━━━ SUPPLIED DATA

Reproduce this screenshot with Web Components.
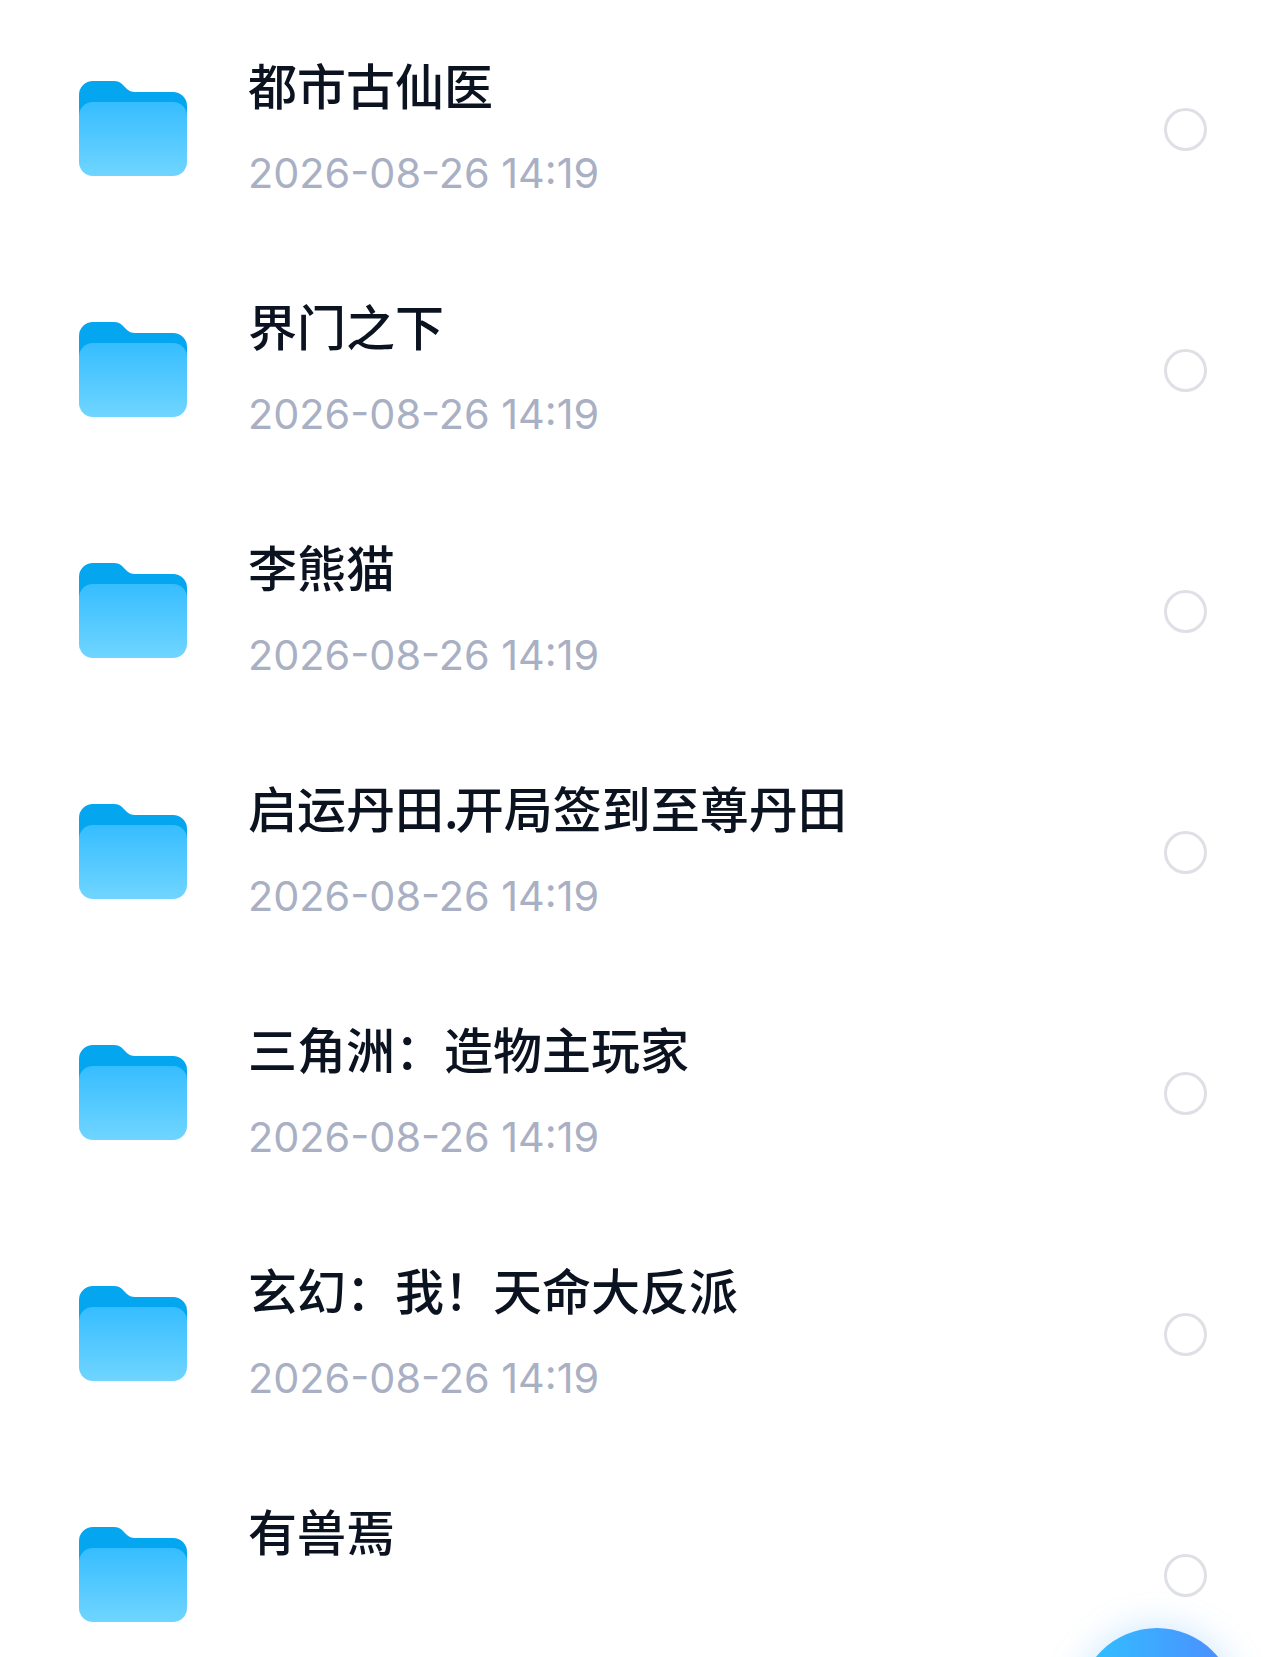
<!DOCTYPE html>
<html lang="zh-CN">
<head>
<meta charset="utf-8">
<title>文件夹</title>
<style>
html,body{margin:0;padding:0;background:#fff;}
body{width:1280px;height:1657px;overflow:hidden;position:relative;font-family:"Noto Sans CJK SC","Noto Sans",sans-serif;}
.dot{letter-spacing:-4px;}
</style>
</head>
<body>
<template id="folder-tpl">
<style>
:host{display:block;width:108px;height:95px;flex:none;margin-bottom:2px;}
svg{display:block;}
</style>
<svg width="108" height="95" viewBox="0 0 108 95">
<defs><linearGradient id="g" x1="0" y1="0" x2="0" y2="1"><stop offset="0" stop-color="#36bdff"/><stop offset="1" stop-color="#70d5ff"/></linearGradient></defs>
<path d="M0 14 A14 14 0 0 1 14 0 H35 Q40 0 43 3 L48 8 Q51 11 56 11 H94 A14 14 0 0 1 108 25 V50 H0 Z" fill="#04a6f0"/>
<rect x="0" y="21" width="108" height="74" rx="14" ry="14" fill="url(#g)"/>
</svg>
</template>
<template id="radio-tpl">
<style>
:host{display:block;width:43px;height:43px;flex:none;box-sizing:border-box;border:3px solid #dfe0e6;border-radius:50%;}
</style>
</template>
<template id="row-tpl">
<style>
:host{display:flex;align-items:center;height:241px;padding:0 73px 0 79px;box-sizing:border-box;}
.text{flex:1;min-width:0;margin-left:61px;align-self:flex-start;padding-top:43px;}
.title{font:500 49px/64px "Noto Sans CJK SC",sans-serif;color:#0b1220;white-space:nowrap;}
.date{font:400 41.4px/56px Inter,"Noto Sans CJK SC",sans-serif;color:#a9b0c3;margin-top:29px;white-space:nowrap;}
</style>
<file-folder></file-folder>
<div class="text"><div class="title"><slot></slot></div><div class="date"><slot name="date"></slot></div></div>
<file-radio></file-radio>
</template>
<template id="list-tpl">
<style>:host{display:block;padding-top:8.5px;}</style>
<slot></slot>
</template>
<template id="fab-tpl">
<style>
:host{display:block;position:absolute;left:1078px;top:1628px;width:158px;height:158px;border-radius:50%;background:linear-gradient(90deg,#2fc3ff,#4f8aff);box-shadow:0 0 36px rgba(60,160,255,.28);}
</style>
</template>

<file-list>
<file-row>都市古仙医<span slot="date">2026-08-26 14:19</span></file-row>
<file-row>界门之下<span slot="date">2026-08-26 14:19</span></file-row>
<file-row>李熊猫<span slot="date">2026-08-26 14:19</span></file-row>
<file-row>启运丹田<span class="dot">.</span>开局签到至尊丹田<span slot="date">2026-08-26 14:19</span></file-row>
<file-row>三角洲：造物主玩家<span slot="date">2026-08-26 14:19</span></file-row>
<file-row>玄幻：我！天命大反派<span slot="date">2026-08-26 14:19</span></file-row>
<file-row>有兽焉</file-row>
</file-list>
<file-fab></file-fab>

<script>
function def(name,tpl){
  customElements.define(name,class extends HTMLElement{
    constructor(){super();this.attachShadow({mode:"open"}).appendChild(document.getElementById(tpl).content.cloneNode(true));}
  });
}
def("file-folder","folder-tpl");
def("file-radio","radio-tpl");
def("file-row","row-tpl");
def("file-list","list-tpl");
def("file-fab","fab-tpl");
</script>
</body>
</html>
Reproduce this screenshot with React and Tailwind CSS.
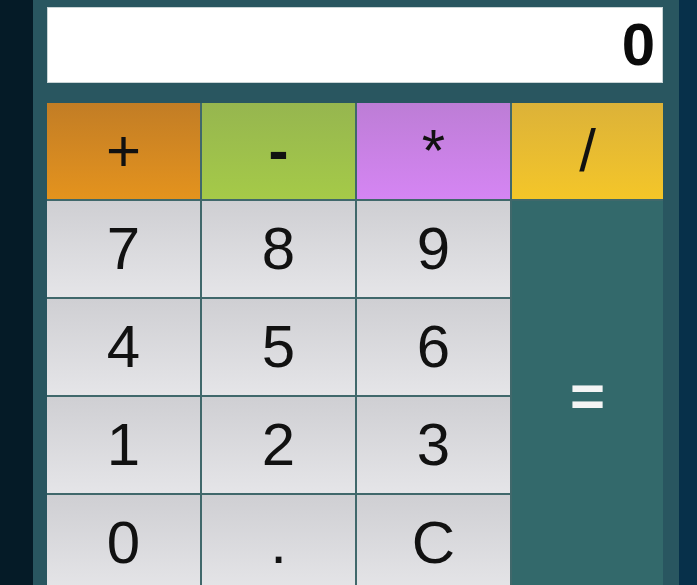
import React, { useState } from 'react';

const ops = [
  { label: '+', cls: 'bg-gradient-to-b from-[#c27d25] to-[#e4931d]' },
  { label: '-', cls: 'bg-gradient-to-b from-[#96b64f] to-[#a5ca48] font-bold' },
  { label: '*', cls: 'bg-gradient-to-b from-[#bd7dd6] to-[#d585f3]' },
  { label: '/', cls: 'bg-gradient-to-b from-[#dcb238] to-[#f4c628]' },
];

const digits = ['7', '8', '9', '4', '5', '6', '1', '2', '3', '0', '.', 'C'];

export default function App() {
  const [display, setDisplay] = useState('0');

  const press = (k) => {
    if (k === 'C') return setDisplay('0');
    setDisplay((d) => (d === '0' && k !== '.' ? k : d + k));
  };

  return (
    <div className="w-[697px] h-[585px] overflow-hidden flex bg-[#07304a] font-['Liberation_Sans',Arial,sans-serif]">
      {/* left dark edge */}
      <div className="w-[33px] shrink-0 bg-[#051b27]" />

      {/* calculator body */}
      <div className="w-[646px] shrink-0 bg-[#295660] pl-[14px] pr-[16px] pt-[7px] flex flex-col">
        <div className="h-[76px] shrink-0 bg-white border border-[#c9d4d6] flex items-center justify-end pr-[7px] text-[60px] font-bold text-[#0b0b0b] leading-none">
          {display}
        </div>

        <div className="mt-[20px] shrink-0 grid grid-cols-[153px_153px_153px_151px] grid-rows-[96px_96px_96px_96px_96px] gap-[2px] bg-[#40686b]">
          {ops.map((o) => (
            <button
              key={o.label}
              className={`${o.cls} flex items-center justify-center text-[60px] leading-none text-[#111]`}
            >
              {o.label}
            </button>
          ))}

          {digits.map((d, i) => (
            <button
              key={d}
              onClick={() => press(d)}
              style={{ gridColumn: (i % 3) + 1, gridRow: Math.floor(i / 3) + 2 }}
              className="bg-gradient-to-b from-[#cfcfd3] to-[#e5e5e8] flex items-center justify-center text-[60px] leading-none text-[#111]"
            >
              {d}
            </button>
          ))}

          <button className="col-start-4 row-start-2 row-span-4 bg-[#33696b] flex items-center justify-center text-[60px] font-bold leading-none text-[#f4f4f4]">
            =
          </button>
        </div>
      </div>
    </div>
  );
}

━━━━━━

THE EXERCISE
Above are records to transcribe exactly; leave their pictures out.

SOLUTION
Reproduce this screenshot with Web Components.
<!DOCTYPE html>
<html lang="zh-CN">
<head>
<meta charset="utf-8">
<title>文件夹</title>
<style>
html,body{margin:0;padding:0;background:#fff;}
body{width:1280px;height:1657px;overflow:hidden;position:relative;font-family:"Noto Sans CJK SC","Noto Sans",sans-serif;}
.dot{letter-spacing:-4px;}
</style>
</head>
<body>
<template id="folder-tpl">
<style>
:host{display:block;width:108px;height:95px;flex:none;margin-bottom:2px;}
svg{display:block;}
</style>
<svg width="108" height="95" viewBox="0 0 108 95">
<defs><linearGradient id="g" x1="0" y1="0" x2="0" y2="1"><stop offset="0" stop-color="#36bdff"/><stop offset="1" stop-color="#70d5ff"/></linearGradient></defs>
<path d="M0 14 A14 14 0 0 1 14 0 H35 Q40 0 43 3 L48 8 Q51 11 56 11 H94 A14 14 0 0 1 108 25 V50 H0 Z" fill="#04a6f0"/>
<rect x="0" y="21" width="108" height="74" rx="14" ry="14" fill="url(#g)"/>
</svg>
</template>
<template id="radio-tpl">
<style>
:host{display:block;width:43px;height:43px;flex:none;box-sizing:border-box;border:3px solid #dfe0e6;border-radius:50%;}
</style>
</template>
<template id="row-tpl">
<style>
:host{display:flex;align-items:center;height:241px;padding:0 73px 0 79px;box-sizing:border-box;}
.text{flex:1;min-width:0;margin-left:61px;align-self:flex-start;padding-top:43px;}
.title{font:500 49px/64px "Noto Sans CJK SC",sans-serif;color:#0b1220;white-space:nowrap;}
.date{font:400 41.4px/56px Inter,"Noto Sans CJK SC",sans-serif;color:#a9b0c3;margin-top:29px;white-space:nowrap;}
</style>
<file-folder></file-folder>
<div class="text"><div class="title"><slot></slot></div><div class="date"><slot name="date"></slot></div></div>
<file-radio></file-radio>
</template>
<template id="list-tpl">
<style>:host{display:block;padding-top:8.5px;}</style>
<slot></slot>
</template>
<template id="fab-tpl">
<style>
:host{display:block;position:absolute;left:1078px;top:1628px;width:158px;height:158px;border-radius:50%;background:linear-gradient(90deg,#2fc3ff,#4f8aff);box-shadow:0 0 36px rgba(60,160,255,.28);}
</style>
</template>

<file-list>
<file-row>都市古仙医<span slot="date">2026-08-26 14:19</span></file-row>
<file-row>界门之下<span slot="date">2026-08-26 14:19</span></file-row>
<file-row>李熊猫<span slot="date">2026-08-26 14:19</span></file-row>
<file-row>启运丹田<span class="dot">.</span>开局签到至尊丹田<span slot="date">2026-08-26 14:19</span></file-row>
<file-row>三角洲：造物主玩家<span slot="date">2026-08-26 14:19</span></file-row>
<file-row>玄幻：我！天命大反派<span slot="date">2026-08-26 14:19</span></file-row>
<file-row>有兽焉</file-row>
</file-list>
<file-fab></file-fab>

<script>
function def(name,tpl){
  customElements.define(name,class extends HTMLElement{
    constructor(){super();this.attachShadow({mode:"open"}).appendChild(document.getElementById(tpl).content.cloneNode(true));}
  });
}
def("file-folder","folder-tpl");
def("file-radio","radio-tpl");
def("file-row","row-tpl");
def("file-list","list-tpl");
def("file-fab","fab-tpl");
</script>
</body>
</html>
Reproduce this screenshot with React and Tailwind CSS.
import React, { useState } from 'react';

const ops = [
  { label: '+', cls: 'bg-gradient-to-b from-[#c27d25] to-[#e4931d]' },
  { label: '-', cls: 'bg-gradient-to-b from-[#96b64f] to-[#a5ca48] font-bold' },
  { label: '*', cls: 'bg-gradient-to-b from-[#bd7dd6] to-[#d585f3]' },
  { label: '/', cls: 'bg-gradient-to-b from-[#dcb238] to-[#f4c628]' },
];

const digits = ['7', '8', '9', '4', '5', '6', '1', '2', '3', '0', '.', 'C'];

export default function App() {
  const [display, setDisplay] = useState('0');

  const press = (k) => {
    if (k === 'C') return setDisplay('0');
    setDisplay((d) => (d === '0' && k !== '.' ? k : d + k));
  };

  return (
    <div className="w-[697px] h-[585px] overflow-hidden flex bg-[#07304a] font-['Liberation_Sans',Arial,sans-serif]">
      {/* left dark edge */}
      <div className="w-[33px] shrink-0 bg-[#051b27]" />

      {/* calculator body */}
      <div className="w-[646px] shrink-0 bg-[#295660] pl-[14px] pr-[16px] pt-[7px] flex flex-col">
        <div className="h-[76px] shrink-0 bg-white border border-[#c9d4d6] flex items-center justify-end pr-[7px] text-[60px] font-bold text-[#0b0b0b] leading-none">
          {display}
        </div>

        <div className="mt-[20px] shrink-0 grid grid-cols-[153px_153px_153px_151px] grid-rows-[96px_96px_96px_96px_96px] gap-[2px] bg-[#40686b]">
          {ops.map((o) => (
            <button
              key={o.label}
              className={`${o.cls} flex items-center justify-center text-[60px] leading-none text-[#111]`}
            >
              {o.label}
            </button>
          ))}

          {digits.map((d, i) => (
            <button
              key={d}
              onClick={() => press(d)}
              style={{ gridColumn: (i % 3) + 1, gridRow: Math.floor(i / 3) + 2 }}
              className="bg-gradient-to-b from-[#cfcfd3] to-[#e5e5e8] flex items-center justify-center text-[60px] leading-none text-[#111]"
            >
              {d}
            </button>
          ))}

          <button className="col-start-4 row-start-2 row-span-4 bg-[#33696b] flex items-center justify-center text-[60px] font-bold leading-none text-[#f4f4f4]">
            =
          </button>
        </div>
      </div>
    </div>
  );
}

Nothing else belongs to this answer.